Pipeline YAML (high level)

  • Model: yolov8lpose-coco 

  • Preprocess: letterbox to 640×640, torch-totensor.

  • Postprocess: decodeyolopose with NMS + confidence thresholds; outputs scaled back to original frame size.

  • Outputs land in frame.metao'yolov8lpose-coco'] as:

    • boxes (N×4, xywh), keypoints (N×17×3), scores (N, pose conf).

How I decide what a “fall” is (current rules)

  • Quality gates (to ignore furniture/noise):

    • Min box area ≈ 90,000 px², max ≈ 250,000 px².

    • Min pose confidence 0.65.

    • At least 8 visible keypoints with per-keypoint confidence ≥ 0.35.

  • Fall heuristic: box goes wide>tall (high w/h) and vertical spread of keypoints is low (lying posture).

  • Temporal smoothing: require 5 consecutive fallen frames before triggering;  

  • Action: pulse Kasa plug (default 5s) 

NEW / In progress: “lying on couch/bed” detection

  • Goal: distinguish fallen on floor vs lying safely on a surface (couch/bed) to reduce false alarms.
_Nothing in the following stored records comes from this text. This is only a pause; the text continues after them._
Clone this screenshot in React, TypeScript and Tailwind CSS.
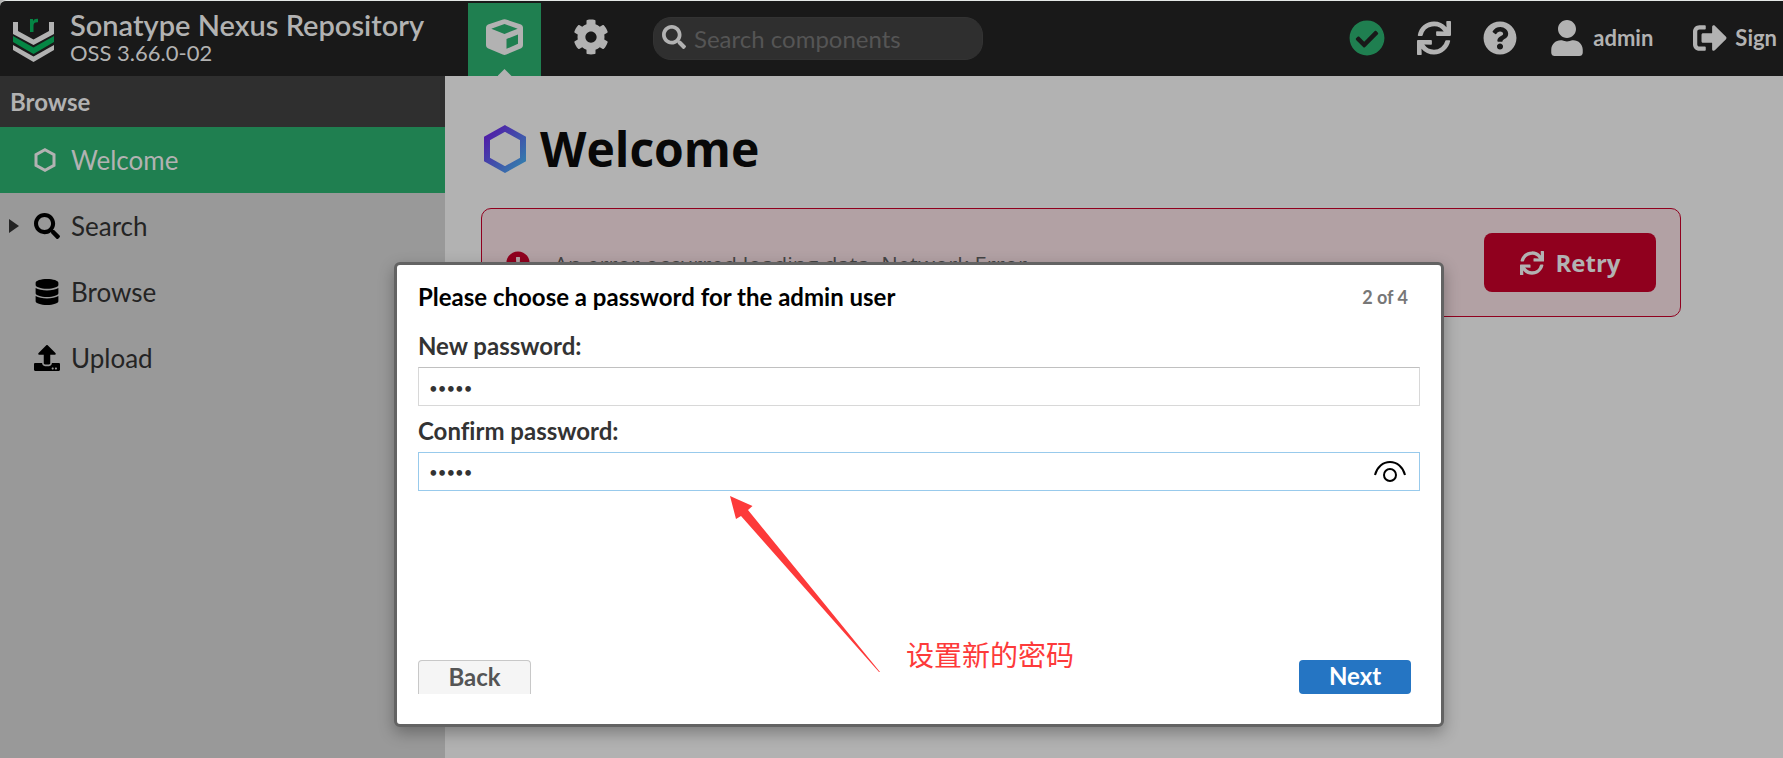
import { useState } from "react";
import {
  FaCheckCircle, FaCog, FaDatabase, FaExclamationCircle, FaQuestionCircle,
  FaSearch, FaSignOutAlt, FaSync, FaUpload, FaUser,
} from "react-icons/fa";

function Hexagon({ className, stroke }: { className: string; stroke: string }) {
  return (
    <svg viewBox="0 0 42 48" className={className} fill="none" aria-hidden="true">
      <defs>
        <linearGradient id="hex" x1="0" y1="0" x2="1" y2="1">
          <stop offset="0.1" stopColor="#4f20a8" />
          <stop offset="0.9" stopColor="#3578ad" />
        </linearGradient>
      </defs>
      <path d="M21 3.500 L39 13.500 V34.500 L21 44.500 L3 34.500 V13.500 Z" stroke={stroke} strokeWidth={6} />
    </svg>
  );
}

function Logo() {
  return (
    <svg viewBox="0 0 41 45" className="mt-1 h-[45px] w-[41px] shrink-0" aria-hidden="true">
      <path d="M0 4h5v9l15.500 8.500L36 13V4h5v12L20.500 27 0 16z" fill="#b2b2b2" />
      <path d="M0 18l20.500 11.500L41 18v6L20.500 36 0 24z" fill="#058544" />
      <path d="M0 27l20.500 11.500L41 27v5L20.500 44 0 32z" fill="#b2b2b2" />
      <path d="M17 1h3v2.200C21 1.500 22.500 .7 25 .9v3.300c-3-.2-4.500.8-4.500 3.500V14H17z" fill="#058544" />
    </svg>
  );
}

function Cube() {
  return (
    <svg viewBox="0 0 37 36" className="h-9 w-[37px]" aria-hidden="true">
      <path
        fillRule="evenodd"
        fill="#b2b2b2"
        d="M17 .5q1.500-.6 3 0L35 5.500q2 .8 2 3v17.800q0 2-1.800 2.900L20.300 35.500q-1.800.9-3.600 0L1.800 29.200Q0 28.300 0 26.300V8.500q0-2.200 2-3zM18.500 5 5.300 9.700 18.500 15l13.200-5.300zM20.500 20v9.800l11.500-5V15.400z"
      />
    </svg>
  );
}

const items = [
  { label: "Welcome", icon: <Hexagon className="h-6 w-[22px]" stroke="#b2b2b2" />, active: true },
  { label: "Search", icon: <FaSearch size={26} color="#000" />, expandable: true },
  { label: "Browse", icon: <FaDatabase size={26} color="#000" /> },
  { label: "Upload", icon: <FaUpload size={26} color="#000" /> },
];

export default function App() {
  const [first, setFirst] = useState("admin");
  const [second, setSecond] = useState("admin");
  return (
    <div className="relative flex min-h-screen flex-col overflow-hidden bg-[#b2b2b2] font-['Lato',sans-serif] [font-variant-ligatures:none]">
      <header className="flex h-[76px] shrink-0 items-center rounded-tl-md border-t border-[#e4e8e6] bg-[#191919] text-[#b2b2b2]">
        <div className="flex w-[468px] shrink-0 items-center gap-4 pl-[13px]">
          <Logo />
          <div className="pb-1">
            <div className="text-[29px] leading-8 font-semibold">Sonatype Nexus Repository</div>
            <div className="text-[22px] leading-6">OSS 3.66.0-02</div>
          </div>
        </div>
        <button aria-label="Browse" className="relative flex h-[73px] w-[73px] shrink-0 items-center justify-center self-end bg-[#1f7f50] pb-1.5">
          <Cube />
          <span className="absolute bottom-0 left-1/2 h-[7px] w-3.5 -translate-x-1/2 bg-[#b2b2b2] [clip-path:polygon(50%_0,100%_100%,0_100%)]" />
        </button>
        <button aria-label="Settings" className="ml-8 shrink-0 pb-1"><FaCog size={36} /></button>
        <label className="ml-11 flex h-[43px] w-[330px] items-center gap-2 rounded-[18px] border border-[#333] bg-[#2f2f2f] px-2">
          <FaSearch size={24} className="mb-1 shrink-0" />
          <input aria-label="Search components" placeholder="Search components" className="min-w-0 flex-1 bg-transparent text-[24px] outline-none placeholder:text-[#555]" />
        </label>
        <div className="ml-auto flex items-center pr-1.5 pb-0.5 text-[22px] font-bold">
          <button aria-label="System status"><FaCheckCircle size={36} color="#1f7f50" /></button>
          <button aria-label="Refresh" className="ml-8"><FaSync size={34} /></button>
          <button aria-label="Help" className="ml-8"><FaQuestionCircle size={34} /></button>
          <button className="ml-8 flex items-center gap-2"><FaUser size={36} /><span>admin</span></button>
          <button className="ml-10 flex items-center gap-2"><FaSignOutAlt size={34} /><span>Sign</span></button>
        </div>
      </header>
      <div className="flex flex-1">
        <nav className="w-[445px] shrink-0 bg-[#999]">
          <h2 className="flex h-[51px] items-center bg-[#2f2f2f] px-2.5 text-[24px] font-bold text-[#b2b2b2]">Browse</h2>
          {items.map((it) => (
            <a key={it.label} href="#" className={`flex h-[66px] items-center text-[26px] ${it.active ? "bg-[#1f7f50] text-[#b2b2b2]" : "text-[#242424]"}`}>
              <span className="flex w-[34px] pl-[9px]">
                {it.expandable && <span className="h-3.5 w-2.5 bg-[#242424] [clip-path:polygon(0_0,100%_50%,0_100%)]" />}
              </span>
              <span className="flex w-[37px]">{it.icon}</span>
              {it.label}
            </a>
          ))}
        </nav>
        <main className="min-w-0 flex-1 px-9 pt-10">
          <h1 className="flex h-[66px] items-center gap-3.5 pl-[3px] font-['Open_Sans',sans-serif] text-[48px] font-bold text-[#080808]">
            <Hexagon className="h-12 w-[42px]" stroke="url(#hex)" />
            Welcome
          </h1>
          <div className="mt-[26px] flex h-[109px] max-w-[1200px] items-center rounded-[10px] border border-[#90001e] bg-[#b2a1a4] px-6 font-['Open_Sans',sans-serif]">
            <FaExclamationCircle size={24} color="#90001e" />
            <p className="ml-6 pt-1 text-[22px] text-[#444]">An error occurred loading data. Network Error</p>
            <button className="ml-auto flex h-[59px] w-[172px] items-center justify-center gap-3 rounded-lg bg-[#90001e] text-[24px] font-bold text-[#b2b2b2]">
              <FaSync size={24} />Retry
            </button>
          </div>
        </main>
      </div>

      <div className="absolute inset-0 pt-[262px] pl-[394px]">
        <form role="dialog" aria-label="Choose a password" className="relative flex h-[465px] w-[1050px] flex-col rounded-md border-[3px] border-[#636363] bg-white px-[21px] shadow-[0_6px_16px_rgba(0,0,0,0.3)]">
          <div className="flex h-[66px] items-center justify-between pr-3 pb-0.5">
            <h2 className="text-[24px] font-bold text-black">Please choose a password for the admin user</h2>
            <span className="text-[18px] font-bold text-[#777]">2 of 4</span>
          </div>
          <label htmlFor="new" className="h-9 text-[24px] leading-[30px] font-bold text-[#333]">New password:</label>
          <input id="new" type="password" value={first} onChange={(e) => setFirst(e.target.value)} className="h-[39px] border border-[#d8d8d8] border-t-[#c0c0c0] px-2.5 pt-0.5 text-[15px] text-[#333] outline-none" />
          <label htmlFor="confirm" className="mt-2.5 h-9 text-[24px] leading-[30px] font-bold text-[#333]">Confirm password:</label>
          <div className="flex h-[39px] items-center border border-[#98caec] pr-3">
            <input id="confirm" type="password" value={second} onChange={(e) => setSecond(e.target.value)} className="min-w-0 flex-1 px-2.5 pt-0.5 text-[15px] text-[#333] outline-none" />
            <button type="button" aria-label="Show password">
              <svg viewBox="0 0 34 24" className="h-6 w-[34px]" fill="none" stroke="#000" strokeWidth="2">
                <path d="M2 15C4 7 10 2 17 2s13 5 15 13" />
                <circle cx="17" cy="15" r="6" />
              </svg>
            </button>
          </div>
          <div className="mt-auto mb-[30px] flex justify-between pr-[9px] text-[24px] leading-[30px] font-bold">
            <button type="button" className="h-[34px] w-[113px] rounded-t border border-b-0 border-[#c8c8c8] bg-[#f5f5f5] pb-0.5 text-[#555]">Back</button>
            <button type="button" className="h-[34px] w-28 rounded bg-[#2575c3] pb-0.5 text-white">Next</button>
          </div>
          <svg viewBox="0 0 150 178" className="absolute top-[231px] left-[333px] h-[178px] w-[150px]" aria-hidden="true">
            <path d="M0 0L22.500 10 18 14 150 176 149 176 11 20 6 23z" fill="#fd3a3a" />
          </svg>
          <p className="absolute top-[369px] left-[509px] font-['Noto_Sans_CJK_SC',sans-serif] text-[28px] leading-10 font-normal text-[#fd3a3a]">设置新的密码</p>
        </form>
      </div>
    </div>
  );
}
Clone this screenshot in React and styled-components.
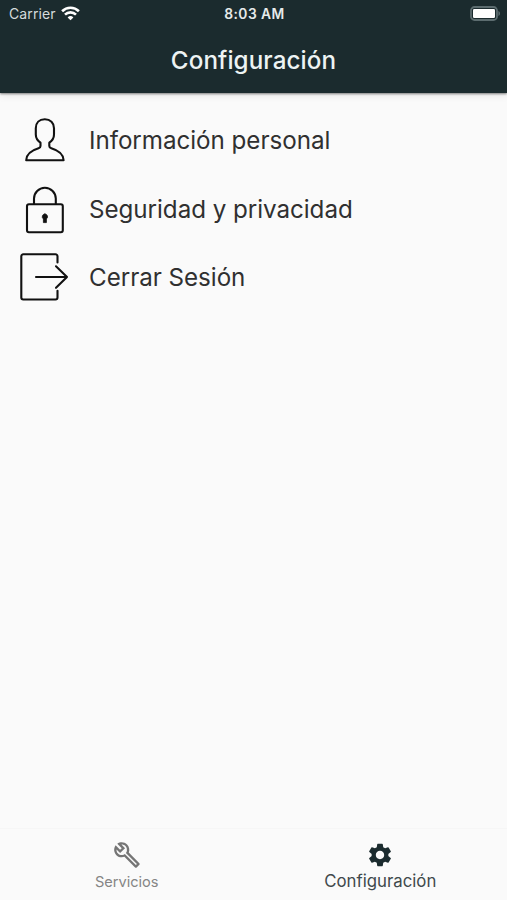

  • Approach (rule-based first, then refine):

    • No descent: low vertical velocity before the posture change (no sudden drop).

    • Support height: head/hips above floor by a threshold (e.g., >15% of frame height), consistent with a raised surface.

    • Horizontal posture, but with stable box bottom near a calibrated couch/bed ROI (simple per-site calibration).

    • Longer dwell for “lying” state without triggering Kasa; label as “resting” instead.

I’m really excited with where I’m at with this project. My initial goals are met and I’m actually able to refine the logic before the deadline to get a much better prototype working!  

Amazing work Brett! Loving this!

That’s a really interesting challenge I’d not previously considered, too - that a fall isn’t necessarily a fast event. You kind of imagine it detecting someone tripping over and face planting (which might happen, admittedly), which would be a very fast, and probably easier to detect. But a fall could just as easily be a slow drop, which would make it tricky to determine whether it was actually a fall or someone laying down.

Maybe there’s even a way to indicate that someone is having difficulty getting up 😄 So if they did deliberately lie down - no alert. But if they can’t get back up later, there’s some kind of gesture they could make to trigger an alarm? Just a random thought!